El Señor Jesús nos abrazó a través de nuestro trabajo y nuestro dolor. Hagamos que nuestra rectitud y su santidad se abracen fuertemente: obremos siempre con rectitud y suframos valientes por causa de la justicia. Repitamos con la esposa: Lo agarré y ya no lo soltaré. Y con el Patriarca. No te soltaré hasta que me bendigas. ¿Qué nos falta ya, sino la bendición? ¿Qué resta después del abrazo, sino el beso de paz? Si estuviera así de compenetrado con Dios, le rogaría con toda confianza: ¡Que me bese con besos de su boca!

 

Danos ahora, Señor, a comer llanto y beber lágrimas a tragos, hasta que eches una medida generosa, colmada y rebosante en nuestro regazo.

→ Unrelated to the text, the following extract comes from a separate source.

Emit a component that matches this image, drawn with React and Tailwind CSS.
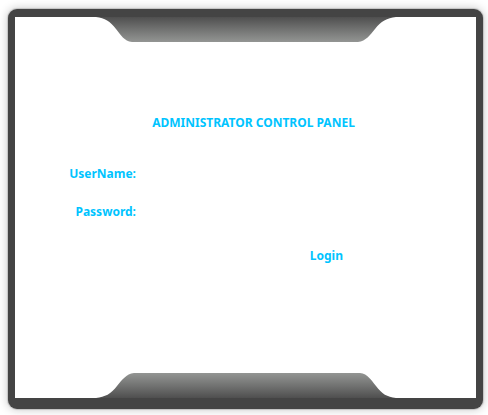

Tú, que estás en el regazo del Padre, Dios bendito por siempre.

 

 

 

RESUMEN

 

Religión y piedad de los cristianos en la Semana Santa. Eficacia de la pasión de Cristo. Tres cosas se han de considerar en ella: la obra, el modo y el motivo. En la obra se muestra la paciencia. El modo muestra su gran humildad. En el motivo se ve la caridad. La muerte de Cristo fue voluntaria. Limpia y purifica todos los pecados. Tres géneros de pecados que destruyó la cruz de Cristo. El original, el personal de cada uno. El singular. Caridad y misericordia de Cristo. Paciencia y benignidad de Cristo. El pecado y el dolor nos vinieron por el pecado del primer hombre. Cristo recibió en sí el trabajo y el dolor. Devoción de San Bernardo a la pasión del Señor. Es necesario imitar a Cristo. Indicios de que la pasión de Cristo produce efectos en nosotros. Que obra tan ardua fue la redención. Libertad de Cristo en seguir las acciones de su cuerpo. Cómo se debe ordenar nuestras acciones y nuestros trabajos y aflicciones. Los brazos con que Cristo nos abrazó y con que nosotros debemos abrazarle. Como justicia se entiende la vida piadosa.